Lacs et des Bois Chapter of the Confrérie de la Chaîne des Rôtisseurs
About the Chapter:
Welcome to the Bailliage des Lacs et des Bois of the Confrérie de la Chaîne des Rôtisseurs, the world’s oldest gastronomic society.
We are in The Woodlands, Texas, 25 miles north of Houston.
The Woodlands, TX Bailliage has 30- 40 members who partake in local fine dining, wine tasting, and related events – about six a year.
Chaîne Lacs et des Bois Wine Cellar Collection
The Woodlands Chapter maintains a small wine collection that was started in 2006. The collection, currently consisting of approximately 200 bottles of about 7-10 different types of fine and quality wines, are stored in secured, temperature and humidity controlled wine refrigerators. Each year we look for opportunities to grow our cellar inventory.

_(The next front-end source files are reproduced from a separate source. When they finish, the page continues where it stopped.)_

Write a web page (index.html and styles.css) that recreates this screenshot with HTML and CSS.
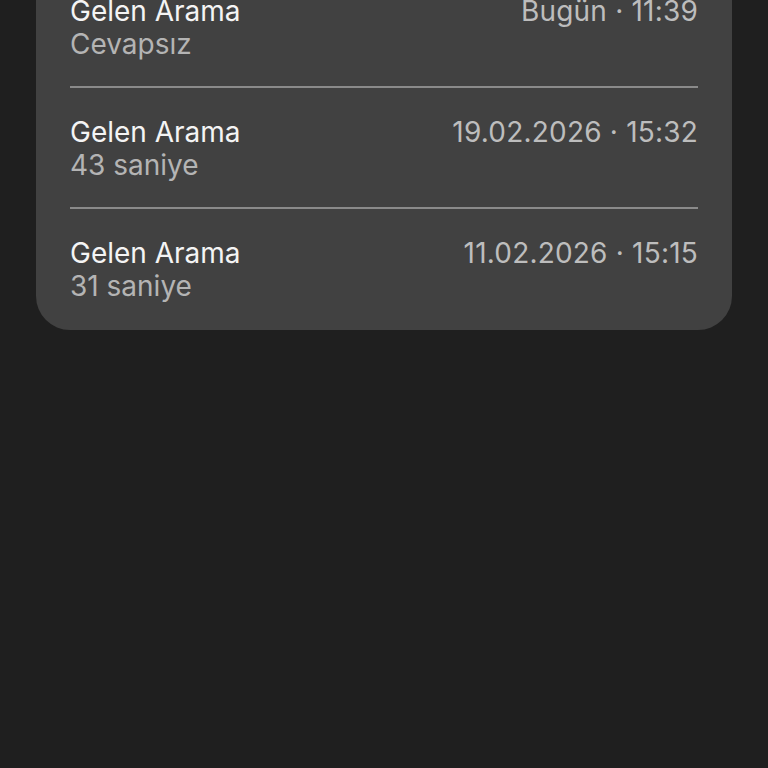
FILE: index.html
```html
<!DOCTYPE html>
<html lang="tr">
<head>
<meta charset="utf-8">
<link rel="stylesheet" href="styles.css">
</head>
<body>
<div class="card">
  <div class="row">
    <div class="line"><span class="title">Gelen Arama</span><span class="time">Bugün · 11:39</span></div>
    <div class="sub">Cevapsız</div>
  </div>
  <div class="row">
    <div class="line"><span class="title">Gelen Arama</span><span class="time">19.02.2026 · 15:32</span></div>
    <div class="sub">43 saniye</div>
  </div>
  <div class="row">
    <div class="line"><span class="title">Gelen Arama</span><span class="time">11.02.2026 · 15:15</span></div>
    <div class="sub">31 saniye</div>
  </div>
</div>
</body>
</html>
```
FILE: styles.css
```css
html, body {
  margin: 0;
  padding: 0;
  background: #1f1f1f;
  height: 100%;
  overflow: hidden;
}
body {
  font-family: Inter, "Liberation Sans", sans-serif;
}
.card {
  margin: -33px 36px 0;
  background: #414141;
  border-radius: 0 0 34px 34px;
  padding: 0 34px;
}
.row {
  padding: 27px 0 26px;
  border-bottom: 2px solid #8a8a8a;
}
.row:last-child {
  border-bottom: none;
  padding-bottom: 28px;
}
.line {
  display: flex;
  justify-content: space-between;
  align-items: baseline;
  height: 34px;
  line-height: 34px;
}
.title {
  font-size: 28px;
  color: #f4f4f4;
}
.time {
  font-size: 28px;
  letter-spacing: 0.2px;
  color: #bdbdbd;
}
.sub {
  font-size: 28px;
  line-height: 32px;
  color: #b4b4b4;
}
```
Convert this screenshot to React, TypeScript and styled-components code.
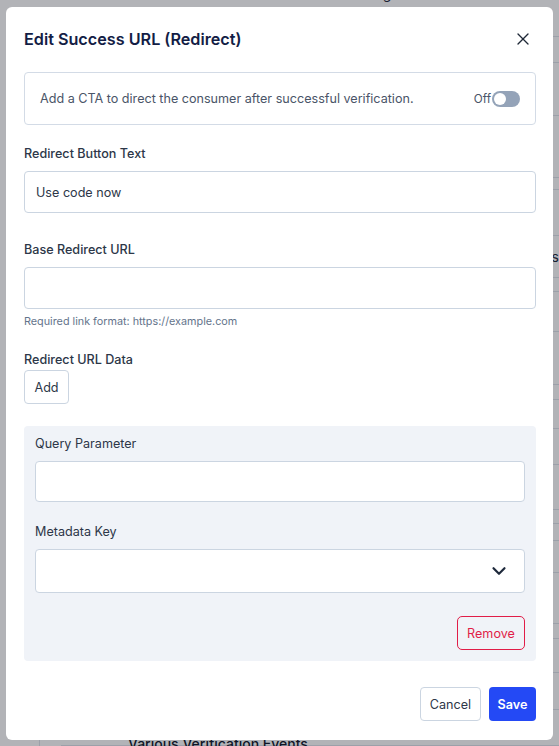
import styled, { createGlobalStyle } from "styled-components";
import { X, ChevronDown } from "lucide-react";

const GlobalStyle = createGlobalStyle`
  * { box-sizing: border-box; }
  body {
    margin: 0;
    font-family: Inter, "Noto Sans", sans-serif;
    background: #fff;
  }
`;

// bottom edges of the table rows that sit behind the dialog
const rows = [37, 63, 116, 178, 190, 236, 278, 292, 332, 385, 400, 429, 465, 510, 524, 541, 573, 624, 639, 673, 710, 746];

const App = () => {
  return (
    <>
      <GlobalStyle />
      <Page>
        <PageTop>
          <span>Settings</span>
        </PageTop>
        <PageBody>
          <SideColumn />
          <PageTable>
            {rows.map((y, i) => (
              <PageRow key={i} $h={i === 0 ? y - 7 : y - rows[i - 1]}>
                {i === 6 ? "success" : i === 13 ? "event" : ""}
              </PageRow>
            ))}
          </PageTable>
        </PageBody>
        <PageFoot>Various Verification Events</PageFoot>
      </Page>

      <Overlay>
        <Modal>
          <Header>
            <Title>Edit Success URL (Redirect)</Title>
            <CloseButton aria-label="Close">
              <X size={20} strokeWidth={1.6} />
            </CloseButton>
          </Header>

          <Notice>
            <span>Add a CTA to direct the consumer after successful verification.</span>
            <ToggleWrap>
              <OffText>Off</OffText>
              <Toggle>
                <Knob />
              </Toggle>
            </ToggleWrap>
          </Notice>

          <Label $top={19}>Redirect Button Text</Label>
          <Input defaultValue="Use code now" />

          <Label $top={27}>Base Redirect URL</Label>
          <Input />
          <Helper>Required link format: https://example.com</Helper>

          <Label $top={20} $after={0}>Redirect URL Data</Label>
          <LightButton>Add</LightButton>

          <Panel>
            <Label $top={0} $weight={400}>Query Parameter</Label>
            <Input $h={41} />
            <Label $top={20} $weight={400}>Metadata Key</Label>
            <Select>
              <ChevronDown size={22} strokeWidth={2.4} />
            </Select>
            <RemoveButton>Remove</RemoveButton>
          </Panel>

          <Footer>
            <LightButton $w={61}>Cancel</LightButton>
            <SaveButton>Save</SaveButton>
          </Footer>
        </Modal>
      </Overlay>
    </>
  );
};

export default App;

const Page = styled.div`
  height: 746px;
  overflow: hidden;
  background: #fff;
  position: relative;
`;

const PageTop = styled.div`
  height: 7px;
  padding-left: 345px;
  overflow: hidden;

  span {
    display: block;
    margin-top: -15px;
    font-size: 14px;
    line-height: 18px;
    color: #1e293b;
  }
`;

const PageBody = styled.div`
  display: flex;
`;

const SideColumn = styled.div`
  width: 93px;
`;

const PageTable = styled.div`
  flex: 1;
  border-left: 1px solid #dfe3ea;
  padding-left: 21px;
`;

const PageRow = styled.div<{ $h: number }>`
  height: ${(p) => p.$h}px;
  border-bottom: 1px solid #dfe3ea;
  padding-left: 443px;
  font-size: 14px;
  color: #1e293b;
  display: flex;
  align-items: center;
`;

const PageFoot = styled.div`
  position: absolute;
  left: 128px;
  top: 735px;
  font-size: 14px;
  font-weight: 500;
  color: #0f172a;
`;

const Overlay = styled.div`
  position: fixed;
  inset: 0;
  background: rgba(15, 20, 30, 0.32);
  padding: 7px 6px 0 6px;
`;

const Modal = styled.div`
  width: 547px;
  height: 733px;
  background: #fff;
  border-radius: 6px;
  padding: 20px 17px 19px 18px;
  display: flex;
  flex-direction: column;
`;

const Header = styled.div`
  display: flex;
  align-items: center;
  justify-content: space-between;
  height: 24px;
`;

const Title = styled.h2`
  margin: 0;
  font-size: 16.2px;
  line-height: 24px;
  font-weight: 600;
  color: #131d45;
`;

const CloseButton = styled.button`
  width: 20px;
  height: 20px;
  padding: 0;
  margin-right: 3px;
  border: none;
  background: none;
  color: #1f2937;
  display: flex;
  align-items: center;
  justify-content: center;
`;

const Notice = styled.div`
  margin-top: 21px;
  height: 53px;
  border: 1px solid #d3dbe6;
  border-radius: 4px;
  padding: 0 15px;
  display: flex;
  align-items: center;
  justify-content: space-between;
  font-size: 12.6px;
  color: #4a5568;
`;

const ToggleWrap = styled.div`
  display: flex;
  align-items: center;
  gap: 1px;
`;

const OffText = styled.span`
  font-size: 11.7px;
  color: #4a5568;
`;

const Toggle = styled.div`
  width: 28px;
  height: 16px;
  border-radius: 8px;
  background: #94a3b8;
  padding: 2px;
  display: flex;
  align-items: center;
`;

const Knob = styled.div`
  width: 12px;
  height: 12px;
  border-radius: 50%;
  background: #fff;
`;

const Label = styled.div<{ $top: number; $after?: number; $weight?: number }>`
  margin-top: ${(p) => p.$top}px;
  margin-bottom: ${(p) => (p.$after ?? 7)}px;
  font-size: 12.6px;
  line-height: 20px;
  font-weight: ${(p) => p.$weight ?? 500};
  color: #2d3748;
`;

const Input = styled.input<{ $h?: number }>`
  height: ${(p) => p.$h ?? 42}px;
  width: 100%;
  border: 1px solid #cbd5e1;
  border-radius: 4px;
  padding: 0 11px;
  font-family: inherit;
  font-size: 12.6px;
  color: #2d3748;
  background: #fff;
  outline: none;
`;

const Helper = styled.div`
  margin-top: 5px;
  font-size: 10.8px;
  line-height: 16px;
  color: #64748b;
`;

const LightButton = styled.button<{ $w?: number }>`
  width: ${(p) => p.$w ?? 45}px;
  height: 34px;
  border: 1px solid #cbd5e1;
  border-radius: 4px;
  background: #fff;
  font-family: inherit;
  font-size: 12.6px;
  color: #2d3748;
  padding: 0;
`;

const Panel = styled.div`
  margin-top: 22px;
  background: #f0f3f8;
  border-radius: 4px;
  padding: 8px 11px 11px;
  display: flex;
  flex-direction: column;
`;

const Select = styled.div`
  height: 44px;
  background: #fff;
  border: 1px solid #cbd5e1;
  border-radius: 4px;
  display: flex;
  align-items: center;
  justify-content: flex-end;
  padding-right: 14px;
  color: #1e293b;
`;

const RemoveButton = styled.button`
  align-self: flex-end;
  margin-top: 23px;
  width: 68px;
  height: 34px;
  border: 1px solid #e11d48;
  border-radius: 5px;
  background: transparent;
  font-family: inherit;
  font-size: 12.6px;
  color: #e11d48;
  padding: 0;
`;

const Footer = styled.div`
  margin-top: auto;
  display: flex;
  justify-content: flex-end;
  gap: 8px;
`;

const SaveButton = styled.button`
  width: 47px;
  height: 34px;
  border: none;
  border-radius: 4px;
  background: #2449f5;
  font-family: inherit;
  font-size: 12.6px;
  font-weight: 600;
  color: #fff;
  padding: 0;
`;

We are building depth and breadth in our cellar so that over the years, we will be able to enjoy well-aged wines with well-crafted cuisines at reasonable costs. With foresight, through intelligent and selective purchases – buying them when the price is reasonable and aging them into their prime, des Lacs et des Bois Bailliage hopes to perpetuate the vinous pleasures of its current and future members for decades to come.
Vive La Chaine!
History of the Chaîne des Rôtisseurs
The Chaîne des Rôtisseurs is an international gastronomic society founded in Paris in 1950. It is devoted to promoting fine dining and preserving the camaraderie and pleasures of the table. The Chaîne is based on the traditions and practices of the old French Royal Guild of Goose Roasters. The written history of the Guild of “Les Oyers” or “Goose Roasters” has been traced back to the year 1248. At that time King Louis IX, later to be Saint Louis, assigned Etienne Boileau, the Provost of Paris, with the task of bringing order into the organization of trades and guilds, developing young apprentices and improving the technical knowledge of guild members. He gathered together the charters of more than 100 of these trades, among them the Goose Roasters. Over the years, the activities and privileges of the Goose Roasters Guild were extended to preparing and selling all kinds of meat, including poultry and venison. In 1509, during the reign of King Louis XII, some new statutes were introduced, which resulted in the change of the name of the Guild to “Rôtisseurs” and its activities were restricted to poultry, game birds, lamb and venison. In 1610, under King Louis XIII, the guild was granted a royal charter and its own coat of arms. The original coat of arms consists of two crossed turning spits and four larding needles surrounded by flames of the hearth on a shield. For over four centuries the “Confrérie” or Brotherhood of the Roasters cultivated and developed culinary art and high standards of professionalism and quality – standards befitting the splendour of the “Royal Table” – until the guild system was disbanded, together with all others, in 1793 during the French Revolution. The Rôtisseurs were almost forgotten until 1950 when Dr. Auguste Becart, Jean Valby and “Prince” Curnonsky (elected Prince of Gastronomes*), and chefs Louis Giraudon and Marcel Dorin resurrected the Society and created La Confrérie de la Chaîne des Rôtisseurs.
The Chaine Today
The current day Confrérie logo is based on the original coat of arms which is now encircled with fleur-de-lis and two chains, between which the new name of the Society and the founding dates of 1248 and 1950 were written. The inner chain represents the professional members; the outer chain the non-professional members and the bond, which unites all of the members. Since its rebirth the society has grown dramatically, spreading its influence and presence worldwide. Today, the Chaîne brings together professional (such as chefs, restaurant and hotel owners and managers) and nonprofessional members from around the world who share in the “spirit” of the Society and who appreciate and enjoy fine dining. This association of people dedicated to fine cuisine now devotes itself to promoting and developing the gastronomic values. Membership in the Chaîne offers the opportunity for new members to meet people who share a common interest in fine dining and good fellowship. For the professional members it offers opportunities to demonstrate their exceptional skills and creativity to a discerning appreciative audience. The international headquarters (Siege Mondial) remains in Paris where the society was founded. The present day Chaîne des Rôtisseurs is still based on the traditions and practices of the ancient French brotherhood but now in a truly international and contemporary context.
The first United States Chaîne des Rôtisseurs bailliage was created in New York City in 1960 after American gourmet and journalist Jeanne Owen, attended the 1959 Grand Chapître in London. As a result, we now have about 6,000 members in the USA represented in approximately 130 local Bailliages (Chapters). Worldwide there are approximately 80,000 members in more than 80 countries. International headquarters are located in Paris and the USA National office is located in Madison, NJ.
Footnote: *Curnonsky was the pen name of Maurice Edmond Sailland, a French writer, novelist, biographer and gastronome. He was known as the “Prince of Gastronomes”, a title he was awarded in a public referendum in 1927, and a title no one else has been given since. At the height of his prestige, eighty restaurants around Paris would hold a table every night in case he arrived.